Now, the limitation that comes with solely being able to query the table via its id partition key is that it only serves to be useful when querying the table with a specific known id value for a particular record.

For other purposes, there are no further sortable/discernible patterns within the current schema that allows for a more granular and intuitive query.

With all this said, I'm thinking of ways to add an appropriate sort key to this table so that querying its millions of records is more feasible.

In other parts of the data pipeline, notably where the same records are stored, the records are stored with date timestamps attached.
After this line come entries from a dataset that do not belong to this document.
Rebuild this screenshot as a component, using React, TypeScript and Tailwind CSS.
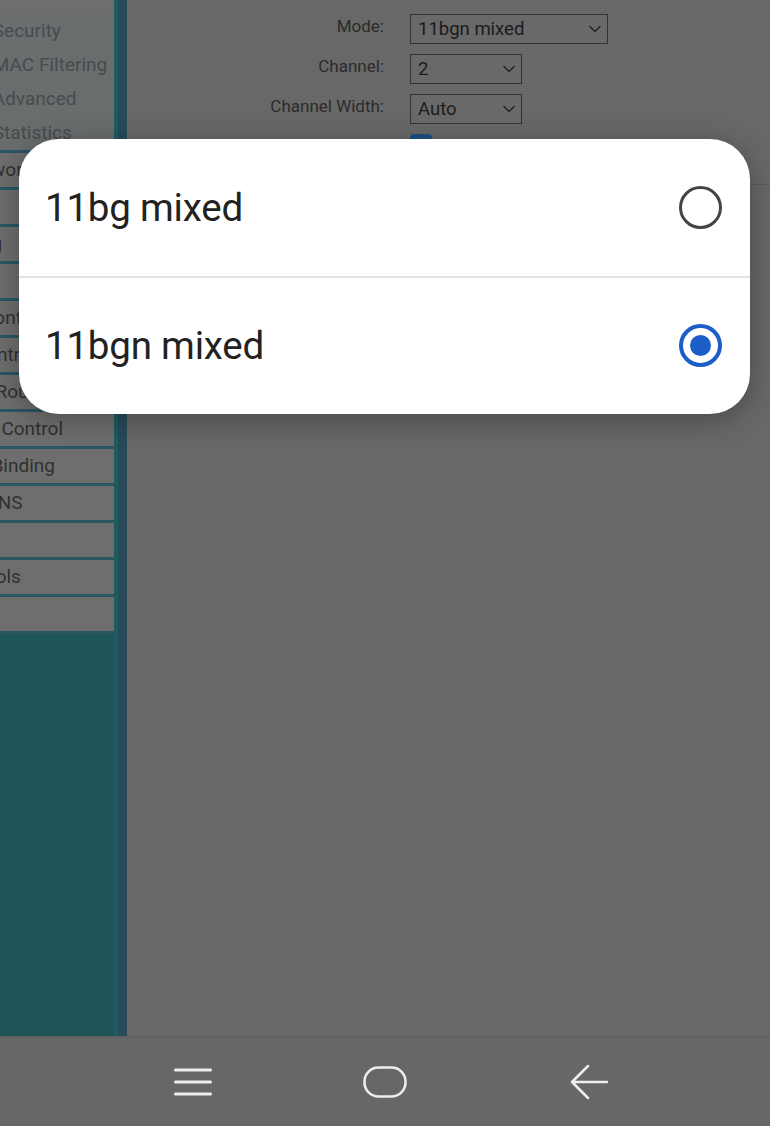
import React from "react";

const font = { fontFamily: "Roboto, 'Noto Sans', Arial, sans-serif" };

function SubItem({ label }: { label: string }) {
  return (
    <div className="h-[34px] flex items-center whitespace-nowrap">
      <span className="-ml-[94px] text-[19px] text-[#464b4c]">{label}</span>
    </div>
  );
}

function Item({ label }: { label: string }) {
  return (
    <div className="h-[37px] flex items-center whitespace-nowrap border-b-[3px] border-[#2b5663]">
      <span className="-ml-[93px] text-[19px] text-[#2f3131]">{label}</span>
    </div>
  );
}

function Chevron() {
  return (
    <svg width="12" height="8" viewBox="0 0 12 8" fill="none">
      <path d="M1 1.5 L6 6.5 L11 1.5" stroke="#262626" strokeWidth="1.5" strokeLinecap="round" strokeLinejoin="round" />
    </svg>
  );
}

function Select({ value, w }: { value: string; w: string }) {
  return (
    <div className={`${w} h-[30px] border border-[#333333] bg-[#696969] flex items-center justify-between pl-[7px] pr-[6px]`}>
      <span className="text-[18.5px] text-[#1b1b1b] leading-none">{value}</span>
      <Chevron />
    </div>
  );
}

export default function App() {
  const items = [
    "Guest Network",
    "DHCP",
    "Forwarding",
    "Security",
    "Parental Controls",
    "Access Control",
    "Advanced Routing",
    "Bandwidth Control",
    "IP & MAC Binding",
    "Dynamic DNS",
    "IPv6",
    "System Tools",
    "Logout",
  ];
  return (
    <div className="relative w-[770px] h-[1126px] overflow-hidden flex flex-col bg-[#686868]" style={font}>
      <div className="flex h-[1036px]">
        {/* Sidebar */}
        <aside className="w-[127px] flex bg-[#1f5459]">
          <div className="w-[114px] self-start flex flex-col overflow-hidden bg-[#6e6e6e]">
            <div className="h-[14px]" />
            <div className="bg-[#6a6d6e]">
              <SubItem label="- Wireless Security" />
              <SubItem label="- Wireless MAC Filtering" />
              <SubItem label="- Wireless Advanced" />
              <SubItem label="- Wireless Statistics" />
            </div>
            <div className="h-[3px] bg-[#2b5663]" />
            {items.map((l) => (
              <Item key={l} label={l} />
            ))}
          </div>
          <div className="w-[13px] flex">
            <div className="w-[4px] bg-[#1c5e60]" />
            <div className="flex-1 bg-[#274b59]" />
          </div>
        </aside>

        {/* Main content */}
        <main className="flex-1 flex flex-col">
          <div className="flex flex-col gap-[10px] pt-[14px] h-[184px]">
            <div className="flex items-start">
              <div className="w-[257px] text-right text-[17px] leading-[24px] text-[#2b2b2b]">Mode:</div>
              <div className="ml-[26px]"><Select value="11bgn mixed" w="w-[198px]" /></div>
            </div>
            <div className="flex items-start">
              <div className="w-[257px] text-right text-[17px] leading-[24px] text-[#2b2b2b]">Channel:</div>
              <div className="ml-[26px]"><Select value="2" w="w-[112px]" /></div>
            </div>
            <div className="flex items-start">
              <div className="w-[257px] text-right text-[17px] leading-[24px] text-[#2b2b2b]">Channel Width:</div>
              <div className="ml-[26px]"><Select value="Auto" w="w-[112px]" /></div>
            </div>
            <div className="flex items-start">
              <div className="w-[257px]" />
              <div className="ml-[26px] w-[22px] h-[22px] rounded-[4px] bg-[#1f4f82]" />
            </div>
          </div>
          <div className="h-[1px] bg-[#5c5c5c]" />
          <div className="flex-1" />
        </main>
      </div>

      {/* Navigation bar */}
      <nav className="h-[90px] border-t-2 border-[#606060] bg-[#676767] flex items-center pl-[174px]">
        <svg width="38" height="28" viewBox="0 0 38 28" fill="none">
          <path d="M1.5 2 H36.5 M1.5 14 H36.5 M1.5 26 H36.5" stroke="#eeeeee" strokeWidth="3" strokeLinecap="round" />
        </svg>
        <svg className="ml-[151px]" width="44" height="32" viewBox="0 0 44 32" fill="none">
          <rect x="1.5" y="1.5" width="41" height="29" rx="14" stroke="#eeeeee" strokeWidth="2.5" />
        </svg>
        <svg className="ml-[162px]" width="40" height="36" viewBox="0 0 40 36" fill="none">
          <path d="M38 18 H3 M19 2 L3 18 L19 34" stroke="#eeeeee" strokeWidth="2.5" strokeLinecap="round" strokeLinejoin="round" />
        </svg>
      </nav>

      {/* Dialog */}
      <div className="absolute left-[19px] top-[139px] w-[731px] h-[275px] bg-white rounded-[40px] shadow-[0_6px_30px_rgba(0,0,0,0.3)] flex flex-col overflow-hidden">
        <div className="h-[137px] flex items-center justify-between pl-[26px] pr-[28px]">
          <span className="text-[38.5px] text-[#222222] tracking-[-0.2px]">11bg mixed</span>
          <div className="w-[43px] h-[43px] rounded-full border-[3.5px] border-[#444444]" />
        </div>
        <div className="h-[1.5px] bg-[#e3e3e3]" />
        <div className="flex-1 flex items-center justify-between pl-[26px] pr-[28px]">
          <span className="text-[38.5px] text-[#222222] tracking-[-0.2px]">11bgn mixed</span>
          <div className="w-[43px] h-[43px] rounded-full border-[4px] border-[#1a5ec6] flex items-center justify-center">
            <div className="w-[21px] h-[21px] rounded-full bg-[#1a5ec6]" />
          </div>
        </div>
      </div>
    </div>
  );
}
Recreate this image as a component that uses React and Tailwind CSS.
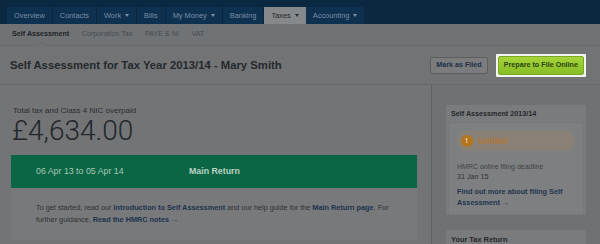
import React from "react";

function Caret({ dark }) {
  return (
    <span
      className={
        dark
          ? "ml-[4px] inline-block w-0 h-0 border-l-[2.5px] border-r-[2.5px] border-t-[3px] border-l-transparent border-r-transparent border-t-[#2a2f34]"
          : "ml-[4px] inline-block w-0 h-0 border-l-[2.5px] border-r-[2.5px] border-t-[3px] border-l-transparent border-r-transparent border-t-[#7d90a3]"
      }
    />
  );
}

const tabs = [
  { label: "Overview" },
  { label: "Contacts" },
  { label: "Work", caret: true },
  { label: "Bills" },
  { label: "My Money", caret: true },
  { label: "Banking" },
  { label: "Taxes", caret: true, active: true },
  { label: "Accounting", caret: true },
];

export default function App() {
  return (
    <div className="w-[600px] h-[244px] overflow-hidden flex flex-col bg-[#727476] font-['Liberation_Sans',Arial,sans-serif]">
      {/* Top nav */}
      <div className="h-[24px] shrink-0 bg-[#0b2841] flex items-end pl-[7px]">
        {tabs.map((t) =>
          t.active ? (
            <div
              key={t.label}
              className="h-[17px] px-[7px] flex items-center bg-[#86898b] text-[#22272b] text-[7.4px]"
            >
              {t.label}
              <Caret dark />
            </div>
          ) : (
            <div
              key={t.label}
              className="h-[17px] px-[7px] flex items-center bg-[#0e3150] border-r border-[#0a263e] text-[#7b8fa3] text-[7.4px]"
            >
              {t.label}
              {t.caret && <Caret />}
            </div>
          )
        )}
      </div>

      {/* Sub nav */}
      <div className="relative h-[22px] shrink-0 bg-[#707376] border-b border-[#66696c] flex items-center pl-[12px] gap-[12.5px] text-[7.2px]">
        <span className="font-bold text-[#1f2326]">Self Assessment</span>
        <span className="text-[#454b50]">Corporation Tax</span>
        <span className="text-[#454b50]">PAYE &amp; NI</span>
        <span className="text-[#454b50]">VAT</span>
        <svg className="absolute left-[37px] bottom-[-1px]" width="9" height="5" viewBox="0 0 9 5">
          <path d="M0 5 L4.5 0.5 L9 5 Z" fill="#717375" />
          <path d="M0 5 L4.5 0.5 L9 5" fill="none" stroke="#66696c" strokeWidth="1" />
        </svg>
      </div>

      {/* Title bar */}
      <div className="h-[39px] shrink-0 bg-[#717375] border-b border-[#656769] flex items-center justify-between pl-[10px] pr-[14px]">
        <h1 className="text-[11.3px] font-bold text-[#25292c]">
          Self Assessment for Tax Year 2013/14 - Mary Smith
        </h1>
        <div className="flex items-center gap-[8px]">
          <div className="h-[17px] px-[5px] flex items-center rounded-[2px] bg-[#7a7c7e] border border-[#5c5e60] text-[7.2px] font-bold text-[#1e3148]">
            Mark as Filed
          </div>
          <div className="p-[2px] bg-[#f4f5f2] rounded-[1px]">
            <div className="h-[19px] px-[5px] flex items-center rounded-[2px] bg-gradient-to-b from-[#a6d43a] to-[#86bd26] border border-[#7aaa22] text-[7.2px] font-bold text-[#2b4410]">
              Prepare to File Online
            </div>
          </div>
        </div>
      </div>

      {/* Body */}
      <div className="flex flex-1 min-h-0">
        {/* Main */}
        <div className="w-[432px] shrink-0 border-r border-[#5f6163] pl-[11px] pr-[14px] pt-[21px]">
          <div className="pl-[2px] text-[8px] leading-[10px] text-[#2a2e32]">
            Total tax and Class 4 NIC overpaid
          </div>
          <div className="mt-[1px] pl-[1px] text-[28px] leading-[28px] font-light font-['Roboto',sans-serif] text-[#23272b]">
            £4,634.00
          </div>
          <div className="mt-[10px] h-[33px] bg-[#0b6645] flex items-center pl-[25px] text-[8.8px]">
            <span className="w-[153px] text-[#a9c6b7]">06 Apr 13 to 05 Apr 14</span>
            <span className="font-bold text-[#bdd2c7]">Main Return</span>
          </div>
          <div className="h-[52px] bg-[#77797b] pl-[25px] pt-[14px] text-[7.3px] leading-[12px] text-[#2e3236]">
            To get started, read our{" "}
            <span className="font-bold text-[#1d3350]">Introduction to Self Assessment</span> and our
            help guide for the <span className="font-bold text-[#1d3350]">Main Return page</span>. For
            <br />
            further guidance,{" "}
            <span className="font-bold text-[#1d3350]">Read the HMRC notes →</span>
          </div>
        </div>

        {/* Sidebar */}
        <div className="flex-1 bg-[#6f7173] pl-[14px] pr-[14px] pt-[20px]">
          <div className="bg-[#7a7b7d] rounded-[2px] pb-[1px] px-[3px]">
            <div className="h-[18px] flex items-center pl-[2px] text-[7.2px] font-bold text-[#25292c]">
              Self Assessment 2013/14
            </div>
            <div className="bg-[#7e7f80] rounded-[1px] shadow-[0_0_1px_rgba(0,0,0,0.25)] px-[8px] pt-[8px] pb-[5.5px]">
              <div className="h-[20px] rounded-full bg-[#8a8176] flex items-center pl-[3.5px]">
                <div className="w-[12px] h-[12px] rounded-full bg-[#b4761c] flex items-center justify-center text-[#ecd9b6] text-[8px] font-bold leading-none">
                  !
                </div>
                <span className="ml-[6px] text-[8.6px] font-bold text-[#b0773a]">Unfiled</span>
              </div>
              <div className="mt-[11px] text-[7px] leading-[10px] text-[#3e4347]">
                HMRC online filing deadline
              </div>
              <div className="text-[7.2px] leading-[10px] text-[#2f3337]">31 Jan 15</div>
              <div className="mt-[5px] text-[7.3px] leading-[10.5px] font-bold text-[#1e3450]">
                Find out more about filing Self
                <br />
                Assessment →
              </div>
            </div>
          </div>
          <div className="mt-[15px] h-[20px] bg-[#7a7b7d] rounded-[2px] pl-[5px] pt-[4px] text-[7.4px] font-bold text-[#25292c]">
            Your Tax Return
          </div>
        </div>
      </div>
    </div>
  );
}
Therefore, it would make a lot of sense to add a UTC timestamp (eg. createdAt) to future records in this DynamoDB table as its new sort_key and, hence, improve querying capabilities and data consistency as the table scales.

Blockers

However, there are several technical blockers with the above approach:

One, DynamoDB prohibits retroactive redefinition of the table schema beyond the table's initial provisioning:

You need to add the sort key at the initial table creation state as you can not add a sort key for an already existing table.

Two, DynamoDB prohibits the presence of empty values that correspond to sort key attributes, thereby creating the need to backfill existing records with non-empty values:

Partition key and sort key attributes of base tables continue to require non-empty values for all data types, including String and Binary.

Similarly, String and Binary key attributes of local secondary indexes or global secondary indexes also require non-empty values.  

Solution

With both considered, the only viable way (outside of abandoning DynamoDB as the datastore for these particular records) would be to:

  1. Create a new table with a redefined schema; the schema would be identical to that of the old table, with the exception of the sort_key

  2. Migrate the millions of stored records of the old table into the new table, backfilling the empty sort_key values of old records during their migration

TLDR

That being said, my question is: as the old table is currently live in production, with new data dynamically stored every second, what would be the safest way to perform the migration of this existing DynamoDB table to a new table, in a way that minimises the risk of data loss?


Further Considerations

  1. Data saved in this table is initially collected and streamed via various client-side applications (earlier in the data pipeline) that are internationalised and collect data across various timezones.

    • Given the internationalised nature of data traffic, it would be challenging to define the table's 'low traffic period': the time period in which it would otherwise make the most sense to undergo its migration.
  2. It would be ideal to preserve (and not leave behind) the millions of records saved in the old table, given the continued value of these records.

  3. When the new table is created, the old table needs to be retired so as to preserve the single source of truth and avoid data duplication.

  4. It would also be ideal to explore approaches that will not involve provisioning additional services to the current architecture where this DynamoDB table sits.

  5. The new DynamoDB table will be deployed via Terraform, as was the old table.

  6. No further restrictions.


Solution

  • You're making this leap of faith that adding a createdAt sort key would be beneficial to you. What would your partition key be? You don't say, and in fact there's no good answer. I'm guessing you're planning for it to be id still but if so then you haven't improved your situation. You can't directly retrieve "last 10 items" if each item has a different partition key.

    What you should do is keep this table and add a GSI. It'll auto backfill, simplifying all your transition questions. In that GSI you can have the sort key be a timestamp. For the partition key have it be some sharded value. Pick as many shards as you think you need write capacity. Each shard can accept 1,000 write units per second. So if you're needing to handle max 10,000 items per second then have at least 10 shards. Name the attributes GSI1PK and GSI1SK. Into GSI1PK put a value "1" through "10". Into GSI1SK put the timestamp. When you want to run a time-oriented query you'll have to make as many queries as you have shards and merge the results together.

    Thus you can retrieve by ID from the base table and retrieve by timestamp from the GSI and handle arbitrary load rates.